**Set problem:** Pictures aside, quote the whole listing exactly.
## Begin
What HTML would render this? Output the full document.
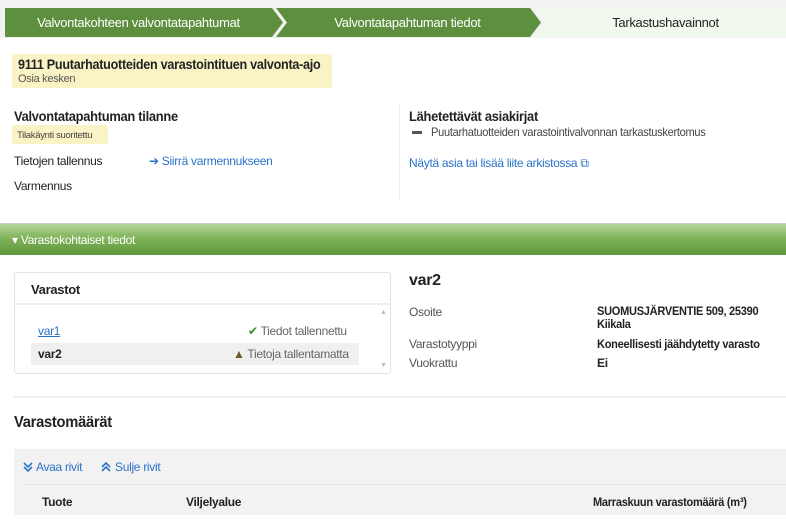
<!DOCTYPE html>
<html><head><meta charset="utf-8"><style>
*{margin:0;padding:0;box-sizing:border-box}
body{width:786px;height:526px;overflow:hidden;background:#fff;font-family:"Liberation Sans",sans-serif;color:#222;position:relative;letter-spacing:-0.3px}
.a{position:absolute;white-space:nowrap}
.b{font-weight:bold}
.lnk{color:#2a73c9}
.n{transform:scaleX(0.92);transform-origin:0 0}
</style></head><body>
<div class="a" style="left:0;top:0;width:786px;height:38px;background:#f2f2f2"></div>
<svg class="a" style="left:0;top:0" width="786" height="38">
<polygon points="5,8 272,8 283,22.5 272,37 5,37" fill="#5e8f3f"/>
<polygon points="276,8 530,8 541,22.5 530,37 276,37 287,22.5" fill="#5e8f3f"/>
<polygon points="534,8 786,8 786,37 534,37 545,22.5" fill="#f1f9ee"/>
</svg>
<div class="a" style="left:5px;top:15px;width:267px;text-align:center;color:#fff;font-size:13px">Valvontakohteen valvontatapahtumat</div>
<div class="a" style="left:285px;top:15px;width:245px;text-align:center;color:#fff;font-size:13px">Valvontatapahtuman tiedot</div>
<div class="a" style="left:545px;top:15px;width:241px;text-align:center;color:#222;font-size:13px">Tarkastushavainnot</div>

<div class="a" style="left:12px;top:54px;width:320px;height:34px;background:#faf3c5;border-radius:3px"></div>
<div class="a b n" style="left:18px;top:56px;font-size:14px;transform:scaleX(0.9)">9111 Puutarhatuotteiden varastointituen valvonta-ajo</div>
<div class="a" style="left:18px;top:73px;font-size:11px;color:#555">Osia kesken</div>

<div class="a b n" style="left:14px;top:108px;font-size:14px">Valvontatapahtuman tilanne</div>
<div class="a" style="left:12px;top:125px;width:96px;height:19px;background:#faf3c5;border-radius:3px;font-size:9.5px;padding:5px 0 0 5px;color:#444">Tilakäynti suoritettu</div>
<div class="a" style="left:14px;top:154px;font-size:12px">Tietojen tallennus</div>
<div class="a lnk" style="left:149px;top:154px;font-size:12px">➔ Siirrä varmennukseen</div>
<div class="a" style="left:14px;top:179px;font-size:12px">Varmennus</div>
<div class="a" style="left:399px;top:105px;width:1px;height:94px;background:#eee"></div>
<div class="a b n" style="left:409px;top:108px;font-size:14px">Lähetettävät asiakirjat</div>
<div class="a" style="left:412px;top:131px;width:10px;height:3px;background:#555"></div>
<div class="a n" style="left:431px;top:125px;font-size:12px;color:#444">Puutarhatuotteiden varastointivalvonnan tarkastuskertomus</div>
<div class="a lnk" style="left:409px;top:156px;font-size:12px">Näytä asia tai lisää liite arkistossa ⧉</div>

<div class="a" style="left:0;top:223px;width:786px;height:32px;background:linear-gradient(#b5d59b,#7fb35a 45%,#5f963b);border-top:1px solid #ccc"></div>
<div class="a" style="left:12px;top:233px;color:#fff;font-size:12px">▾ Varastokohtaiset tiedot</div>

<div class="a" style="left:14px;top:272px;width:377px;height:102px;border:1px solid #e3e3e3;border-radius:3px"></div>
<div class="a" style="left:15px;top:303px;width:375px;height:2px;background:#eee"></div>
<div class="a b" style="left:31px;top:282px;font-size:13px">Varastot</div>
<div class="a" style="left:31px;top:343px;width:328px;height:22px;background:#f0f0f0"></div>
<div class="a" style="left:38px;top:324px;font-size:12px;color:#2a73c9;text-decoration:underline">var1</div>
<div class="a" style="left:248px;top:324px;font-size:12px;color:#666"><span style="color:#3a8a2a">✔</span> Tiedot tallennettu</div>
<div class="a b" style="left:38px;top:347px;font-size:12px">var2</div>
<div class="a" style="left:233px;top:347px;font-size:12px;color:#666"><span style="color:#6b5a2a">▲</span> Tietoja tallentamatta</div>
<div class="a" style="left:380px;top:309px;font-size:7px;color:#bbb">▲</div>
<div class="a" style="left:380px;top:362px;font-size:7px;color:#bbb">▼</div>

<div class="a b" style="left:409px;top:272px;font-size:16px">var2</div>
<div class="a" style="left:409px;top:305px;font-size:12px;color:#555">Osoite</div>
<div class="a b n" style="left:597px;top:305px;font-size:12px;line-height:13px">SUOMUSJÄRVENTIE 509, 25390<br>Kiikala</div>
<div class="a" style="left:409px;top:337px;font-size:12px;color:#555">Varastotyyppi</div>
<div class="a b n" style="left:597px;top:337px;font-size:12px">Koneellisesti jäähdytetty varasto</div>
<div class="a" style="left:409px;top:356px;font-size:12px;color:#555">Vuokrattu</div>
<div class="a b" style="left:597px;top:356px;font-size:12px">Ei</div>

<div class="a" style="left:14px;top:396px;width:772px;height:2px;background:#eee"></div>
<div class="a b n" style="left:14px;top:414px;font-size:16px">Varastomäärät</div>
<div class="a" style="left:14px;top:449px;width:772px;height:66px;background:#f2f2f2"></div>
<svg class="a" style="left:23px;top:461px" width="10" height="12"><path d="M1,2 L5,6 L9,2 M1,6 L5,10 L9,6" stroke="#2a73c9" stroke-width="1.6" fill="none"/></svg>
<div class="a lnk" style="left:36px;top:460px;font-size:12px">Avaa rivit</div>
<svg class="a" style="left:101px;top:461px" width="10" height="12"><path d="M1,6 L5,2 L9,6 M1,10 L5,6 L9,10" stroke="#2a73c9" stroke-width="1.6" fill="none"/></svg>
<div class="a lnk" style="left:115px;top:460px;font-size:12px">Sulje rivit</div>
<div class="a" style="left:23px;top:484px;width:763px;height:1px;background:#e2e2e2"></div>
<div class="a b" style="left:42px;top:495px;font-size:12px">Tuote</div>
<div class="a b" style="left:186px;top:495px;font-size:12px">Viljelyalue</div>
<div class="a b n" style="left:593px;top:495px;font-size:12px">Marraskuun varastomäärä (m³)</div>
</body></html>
## End
**Exercise answer:**
What HTML would render this? Output the full document.
<!DOCTYPE html>
<html><head><meta charset="utf-8"><style>
*{margin:0;padding:0;box-sizing:border-box}
body{width:786px;height:526px;overflow:hidden;background:#fff;font-family:"Liberation Sans",sans-serif;color:#222;position:relative;letter-spacing:-0.3px}
.a{position:absolute;white-space:nowrap}
.b{font-weight:bold}
.lnk{color:#2a73c9}
.n{transform:scaleX(0.92);transform-origin:0 0}
</style></head><body>
<div class="a" style="left:0;top:0;width:786px;height:38px;background:#f2f2f2"></div>
<svg class="a" style="left:0;top:0" width="786" height="38">
<polygon points="5,8 272,8 283,22.5 272,37 5,37" fill="#5e8f3f"/>
<polygon points="276,8 530,8 541,22.5 530,37 276,37 287,22.5" fill="#5e8f3f"/>
<polygon points="534,8 786,8 786,37 534,37 545,22.5" fill="#f1f9ee"/>
</svg>
<div class="a" style="left:5px;top:15px;width:267px;text-align:center;color:#fff;font-size:13px">Valvontakohteen valvontatapahtumat</div>
<div class="a" style="left:285px;top:15px;width:245px;text-align:center;color:#fff;font-size:13px">Valvontatapahtuman tiedot</div>
<div class="a" style="left:545px;top:15px;width:241px;text-align:center;color:#222;font-size:13px">Tarkastushavainnot</div>

<div class="a" style="left:12px;top:54px;width:320px;height:34px;background:#faf3c5;border-radius:3px"></div>
<div class="a b n" style="left:18px;top:56px;font-size:14px;transform:scaleX(0.9)">9111 Puutarhatuotteiden varastointituen valvonta-ajo</div>
<div class="a" style="left:18px;top:73px;font-size:11px;color:#555">Osia kesken</div>

<div class="a b n" style="left:14px;top:108px;font-size:14px">Valvontatapahtuman tilanne</div>
<div class="a" style="left:12px;top:125px;width:96px;height:19px;background:#faf3c5;border-radius:3px;font-size:9.5px;padding:5px 0 0 5px;color:#444">Tilakäynti suoritettu</div>
<div class="a" style="left:14px;top:154px;font-size:12px">Tietojen tallennus</div>
<div class="a lnk" style="left:149px;top:154px;font-size:12px">➔ Siirrä varmennukseen</div>
<div class="a" style="left:14px;top:179px;font-size:12px">Varmennus</div>
<div class="a" style="left:399px;top:105px;width:1px;height:94px;background:#eee"></div>
<div class="a b n" style="left:409px;top:108px;font-size:14px">Lähetettävät asiakirjat</div>
<div class="a" style="left:412px;top:131px;width:10px;height:3px;background:#555"></div>
<div class="a n" style="left:431px;top:125px;font-size:12px;color:#444">Puutarhatuotteiden varastointivalvonnan tarkastuskertomus</div>
<div class="a lnk" style="left:409px;top:156px;font-size:12px">Näytä asia tai lisää liite arkistossa ⧉</div>

<div class="a" style="left:0;top:223px;width:786px;height:32px;background:linear-gradient(#b5d59b,#7fb35a 45%,#5f963b);border-top:1px solid #ccc"></div>
<div class="a" style="left:12px;top:233px;color:#fff;font-size:12px">▾ Varastokohtaiset tiedot</div>

<div class="a" style="left:14px;top:272px;width:377px;height:102px;border:1px solid #e3e3e3;border-radius:3px"></div>
<div class="a" style="left:15px;top:303px;width:375px;height:2px;background:#eee"></div>
<div class="a b" style="left:31px;top:282px;font-size:13px">Varastot</div>
<div class="a" style="left:31px;top:343px;width:328px;height:22px;background:#f0f0f0"></div>
<div class="a" style="left:38px;top:324px;font-size:12px;color:#2a73c9;text-decoration:underline">var1</div>
<div class="a" style="left:248px;top:324px;font-size:12px;color:#666"><span style="color:#3a8a2a">✔</span> Tiedot tallennettu</div>
<div class="a b" style="left:38px;top:347px;font-size:12px">var2</div>
<div class="a" style="left:233px;top:347px;font-size:12px;color:#666"><span style="color:#6b5a2a">▲</span> Tietoja tallentamatta</div>
<div class="a" style="left:380px;top:309px;font-size:7px;color:#bbb">▲</div>
<div class="a" style="left:380px;top:362px;font-size:7px;color:#bbb">▼</div>

<div class="a b" style="left:409px;top:272px;font-size:16px">var2</div>
<div class="a" style="left:409px;top:305px;font-size:12px;color:#555">Osoite</div>
<div class="a b n" style="left:597px;top:305px;font-size:12px;line-height:13px">SUOMUSJÄRVENTIE 509, 25390<br>Kiikala</div>
<div class="a" style="left:409px;top:337px;font-size:12px;color:#555">Varastotyyppi</div>
<div class="a b n" style="left:597px;top:337px;font-size:12px">Koneellisesti jäähdytetty varasto</div>
<div class="a" style="left:409px;top:356px;font-size:12px;color:#555">Vuokrattu</div>
<div class="a b" style="left:597px;top:356px;font-size:12px">Ei</div>

<div class="a" style="left:14px;top:396px;width:772px;height:2px;background:#eee"></div>
<div class="a b n" style="left:14px;top:414px;font-size:16px">Varastomäärät</div>
<div class="a" style="left:14px;top:449px;width:772px;height:66px;background:#f2f2f2"></div>
<svg class="a" style="left:23px;top:461px" width="10" height="12"><path d="M1,2 L5,6 L9,2 M1,6 L5,10 L9,6" stroke="#2a73c9" stroke-width="1.6" fill="none"/></svg>
<div class="a lnk" style="left:36px;top:460px;font-size:12px">Avaa rivit</div>
<svg class="a" style="left:101px;top:461px" width="10" height="12"><path d="M1,6 L5,2 L9,6 M1,10 L5,6 L9,10" stroke="#2a73c9" stroke-width="1.6" fill="none"/></svg>
<div class="a lnk" style="left:115px;top:460px;font-size:12px">Sulje rivit</div>
<div class="a" style="left:23px;top:484px;width:763px;height:1px;background:#e2e2e2"></div>
<div class="a b" style="left:42px;top:495px;font-size:12px">Tuote</div>
<div class="a b" style="left:186px;top:495px;font-size:12px">Viljelyalue</div>
<div class="a b n" style="left:593px;top:495px;font-size:12px">Marraskuun varastomäärä (m³)</div>
</body></html>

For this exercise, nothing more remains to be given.